# [Rows from a dataset of pages and code]
+ + + + + + +

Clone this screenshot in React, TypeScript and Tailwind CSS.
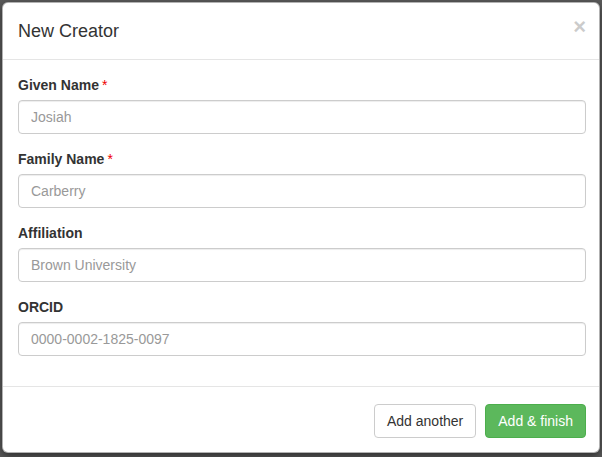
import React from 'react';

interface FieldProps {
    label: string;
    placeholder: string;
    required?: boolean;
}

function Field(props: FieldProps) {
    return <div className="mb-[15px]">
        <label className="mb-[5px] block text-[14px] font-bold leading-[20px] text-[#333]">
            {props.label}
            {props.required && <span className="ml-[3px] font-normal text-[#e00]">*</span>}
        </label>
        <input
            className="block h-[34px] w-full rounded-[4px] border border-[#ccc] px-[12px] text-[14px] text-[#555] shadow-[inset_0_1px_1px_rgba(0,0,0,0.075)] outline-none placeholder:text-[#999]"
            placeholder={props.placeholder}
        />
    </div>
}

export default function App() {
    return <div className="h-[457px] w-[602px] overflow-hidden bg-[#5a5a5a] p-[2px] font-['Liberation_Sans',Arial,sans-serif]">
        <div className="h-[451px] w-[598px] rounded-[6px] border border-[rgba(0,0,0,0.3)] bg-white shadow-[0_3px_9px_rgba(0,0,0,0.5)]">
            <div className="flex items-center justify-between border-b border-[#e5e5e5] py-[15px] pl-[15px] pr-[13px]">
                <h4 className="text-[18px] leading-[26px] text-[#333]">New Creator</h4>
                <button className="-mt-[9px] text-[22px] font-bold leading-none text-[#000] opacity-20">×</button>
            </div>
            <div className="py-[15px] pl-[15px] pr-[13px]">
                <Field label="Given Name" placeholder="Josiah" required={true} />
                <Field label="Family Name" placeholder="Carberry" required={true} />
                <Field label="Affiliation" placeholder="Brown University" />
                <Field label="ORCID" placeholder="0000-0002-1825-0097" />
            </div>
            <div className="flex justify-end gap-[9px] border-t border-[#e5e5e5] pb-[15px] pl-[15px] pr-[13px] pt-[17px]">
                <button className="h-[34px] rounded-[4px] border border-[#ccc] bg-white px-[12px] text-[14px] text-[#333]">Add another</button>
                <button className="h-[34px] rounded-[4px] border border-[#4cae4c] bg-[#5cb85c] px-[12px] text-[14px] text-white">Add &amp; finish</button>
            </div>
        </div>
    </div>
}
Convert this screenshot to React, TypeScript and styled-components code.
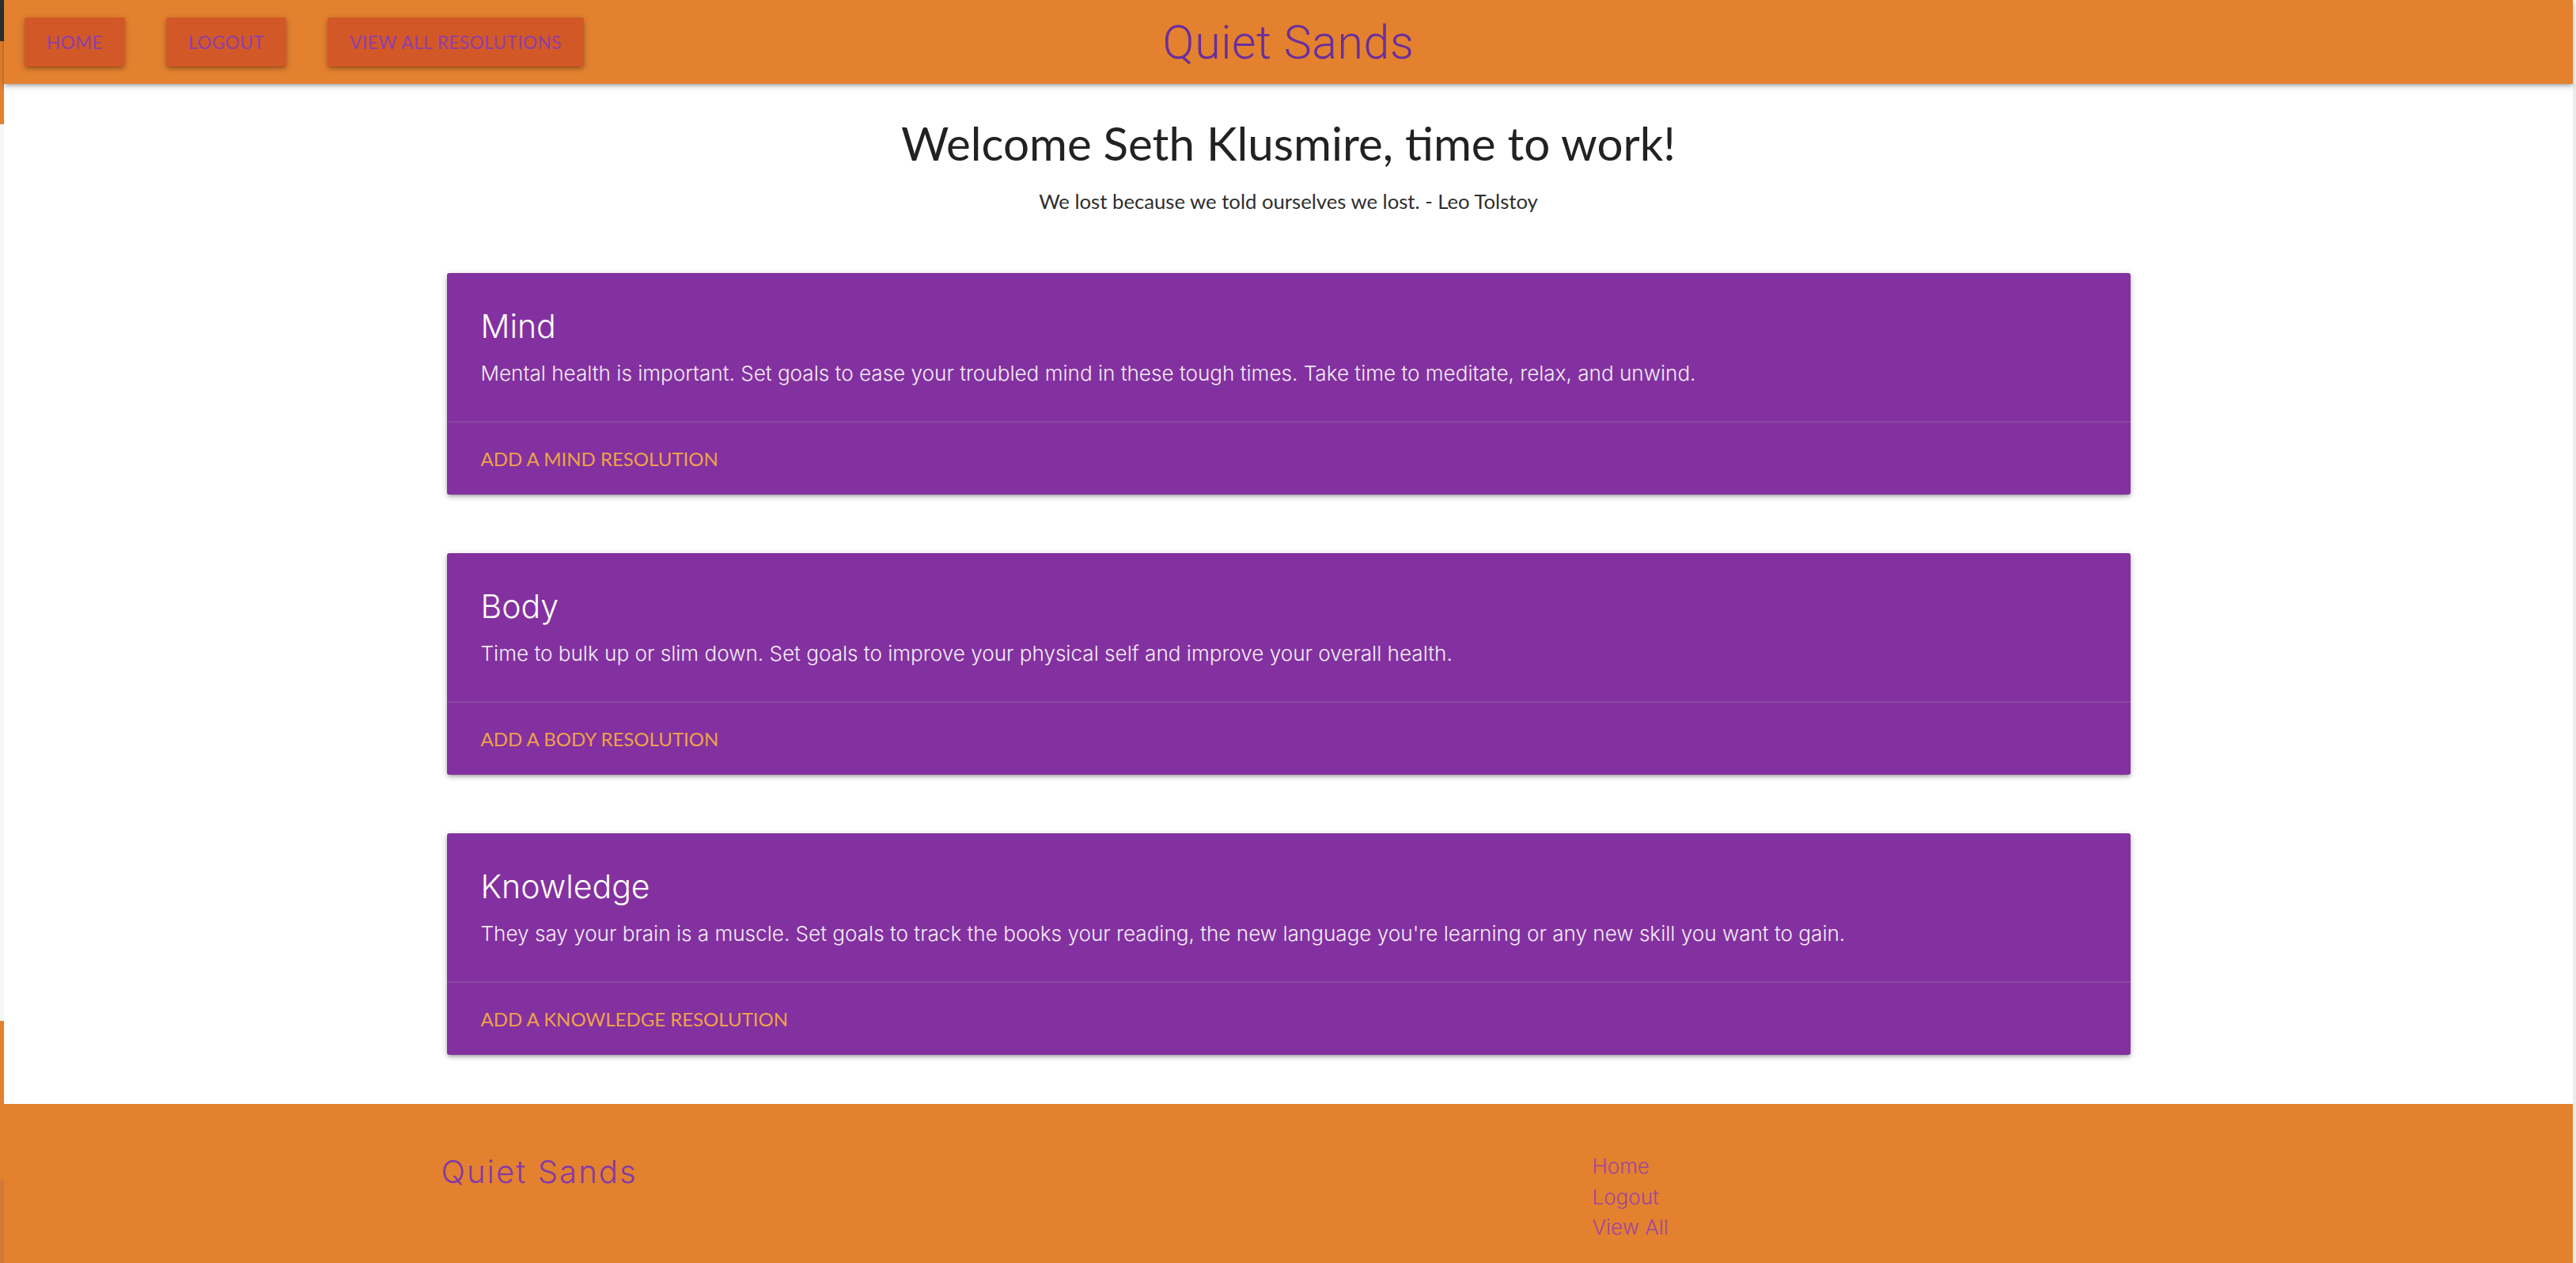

+ + + + + + +

# [TASK DETAILS]
Out of the material above, select every line that holds the string "screenshot".

# [WRITTEN ANSWER]
Clone this screenshot in React, TypeScript and Tailwind CSS.
Convert this screenshot to React, TypeScript and styled-components code.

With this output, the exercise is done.